For just about every plastic product we use and overuse, there is another solution. My whole life I’ve avoided plastic water bottles so as to not contribute the unnecessary plastic to landfill, but never had thought to apply this practice to my oral care. Turns out billions of plastic brushes reach landfills globally each year. Unfortunately this doesn’t account for the millions of those that don’t make it into the trash – those plastics that end up in our waterways and eventually polluting our oceans, harming wild life and marine life.

More than filling tips, killing animals, and adding to the giant floating mid-ocean garbage patches the size of countries, the plastic brushes also take at least over a thousand years to degrade – which is why bamboo is so great. Bamboo is a fast growing, environmentally sustainable timber that regenerates itself naturally with minimal rain and without the need for harmful pesticides. The energy that goes into making a bamboo toothbrush is merely a tiny fraction of that which is required to produce the plastic alternative.

why to use a bamboo toothbrush

For a cleaner planet, clearer conscience, and happy teeth I recommend heading to your local health food store and doing some research on the types of brushes available. Also check out this blog post on other switches you can make for a more natural mouth care routine.

Find Miann at miannscanlan.com & instagram @miannscanlan and @freepeopleaustralia

Comments

  1. I agree with Aislinn above and want to know more. I’m starting in on this as well, and I’d love to know about where you ended up.

    “what switches did you make regarding the pill?”

  2. Hearing ‘chemical free’ irks me. Your all-natural stuff still has chemicals in it. Water, for instance, is a chemical.

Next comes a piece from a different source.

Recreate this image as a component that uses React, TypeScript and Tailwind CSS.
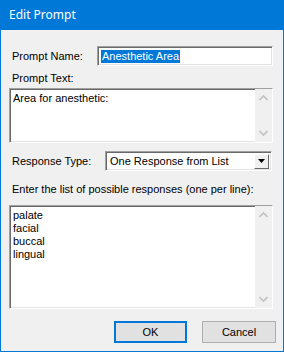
import React from 'react'

const ui = { fontFamily: '"Liberation Sans", Arial, sans-serif' }

// sunken Win32 edit border
const sunken =
    'border border-t-[#a0a0a0] border-l-[#a0a0a0] border-r-[#fff] border-b-[#fff] shadow-[inset_1px_1px_0_#696969,inset_-1px_-1px_0_#e3e3e3] bg-white'

function Chevron({ up }: { up?: boolean }) {
    return (
        <svg width="9" height="6" viewBox="0 0 9 6" className="block">
            <path
                d={up ? 'M0.5 5L4.5 1L8.5 5' : 'M0.5 1L4.5 5L8.5 1'}
                fill="none"
                stroke="#c1c1c1"
                strokeWidth="1.6"
            />
        </svg>
    )
}

function ScrollBar() {
    return (
        <div className="w-[17px] bg-[#f0f0f0] flex flex-col items-center justify-between py-[6px]">
            <Chevron up />
            <Chevron />
        </div>
    )
}

export default function App() {
    return (
        <div className="w-[284px] h-[352px] bg-[#0078d7] px-px pb-px flex flex-col" style={ui}>
            <div className="h-[30px] flex items-center pl-[8px] text-white text-[12px]" style={{ fontFamily: '"Noto Sans", "Open Sans", sans-serif' }}>
                Edit Prompt
            </div>
            <div className="flex-1 bg-[#f0f0f0] pl-[8px] pr-[10px] text-[11px] text-black leading-none">
                {/* prompt name */}
                <div className="flex items-center mt-[16px] h-[20px]">
                    <span className="ml-[3px] w-[85px]">Prompt Name:</span>
                    <div className={`${sunken} flex-1 h-[20px] flex items-center pl-[3px]`}>
                        <span className="bg-[#0078d7] text-white px-px py-[1px]">Anesthetic Area</span>
                    </div>
                </div>

                <div className="ml-[3px] mt-[7px]">Prompt Text:</div>
                <div className={`${sunken} mt-[4px] h-[55px] flex`}>
                    <div className="flex-1 pl-[3px] pt-[4px]">Area for anesthetic:</div>
                    <ScrollBar />
                </div>

                {/* response type */}
                <div className="flex items-center mt-[8px] h-[20px]">
                    <span className="ml-[3px] w-[93px]">Response Type:</span>
                    <div className="flex-1 h-[20px] mr-px border border-t-[#a0a0a0] border-l-[#a0a0a0] border-r-[#fff] border-b-[#fff] shadow-[inset_1px_1px_0_#696969,inset_-1px_-1px_0_#e3e3e3] bg-white flex items-center p-[2px]">
                        <span className="flex-1 pl-[2px]">One Response from List</span>
                        <div className="w-[15px] h-[15px] bg-[#f0f0f0] border border-t-[#fff] border-l-[#fff] border-r-[#696969] border-b-[#696969] flex items-center justify-center">
                            <svg width="7" height="4" viewBox="0 0 7 4">
                                <path d="M0 0H7L3.5 4Z" fill="#000" />
                            </svg>
                        </div>
                    </div>
                </div>

                <div className="ml-[3px] mt-[13px]">Enter the list of possible responses (one per line):</div>
                <div className={`${sunken} mt-[10px] h-[104px] flex`}>
                    <div className="flex-1 pl-[3px] pt-[3px] leading-[13px]">
                        <div>palate</div>
                        <div>facial</div>
                        <div>buccal</div>
                        <div>lingual</div>
                    </div>
                    <ScrollBar />
                </div>

                {/* buttons */}
                <div className="flex justify-end gap-[15px] mt-[12px] pr-[-2px]">
                    <button className="w-[73px] h-[22px] bg-[#e1e1e1] border-2 border-[#0078d7] text-[11px] flex items-center justify-center">
                        OK
                    </button>
                    <button className="w-[74px] h-[22px] bg-[#e1e1e1] border border-[#adadad] text-[11px] flex items-center justify-center -mr-[3px]">
                        Cancel
                    </button>
                </div>
            </div>
        </div>
    )
}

  3. Thank you for posting this! I have been searching for an alternative to plastic toothbrushes. I kept searching under wooden toothbrushes and did not find anything. I had no idea bamboo brushes existed. I just bought a handful to use as stocking stuffers for Christmas. I saw a special on PBS that showed how plastic toothbrushes take hundreds of years to decompose and this is a much better alternative.

    Thanks again:)

  4. Thank you so much for this post! This blog has such great articles, and is influencing SO many people to be healthier and more environmentally conscious. Don’t ever change!

  5. Awesome post! I too have changed to a bamboo toothbrush. I like the way it looks and feels. I’m not sure where you got yours but I’ve been buying mine on amazon ..

  6. Be a little wary about which bamboo toothbrush you buy. Some bamboo-handled brushes have nylon bristles- not bio-degradable. Most of Got Wood’s don’t (one exception for children, fair enough).

    (my bamboo toothbrushes last up to 6 months, and when I need to change I use the old one as a plant stake for small herbs etc or I wire four or more together, brush ends side by side and use as a cleaning brush for anything (with bio carb, they are great for fiddly corners when cleaning bathrooms)

    Bamboo is a harvest which does require cultivated land, soil fertilisation and, some species require pesticides against fungus and insects. I’m currently investigating via academic papers the species of bamboos used in the majority of bamboo products which reach our shores from China and what their requirements are in terms of irrigation, fertilisers, pesticides etc.

    At the end of the day, even if to manufacture a bamboo toothbrush requires some burden on the environment, it will far less likely do so at the end of its life. IMAGINE if all plastic could be replaced my natural materials.

    J

  7. The plastic in your toothbrush is infinitesimal compared to the plastic collectively wasted daily. And guess how much fossil fuel you burn up taking delivery on four toothbrushes via courier from your feel-good-save-the-earth-eco online store. There are 350M people consuming – worrying about the plastic content of a toothbrush is absurd in the larger scheme. You can’t feed and care for that many people on free-range organic everything.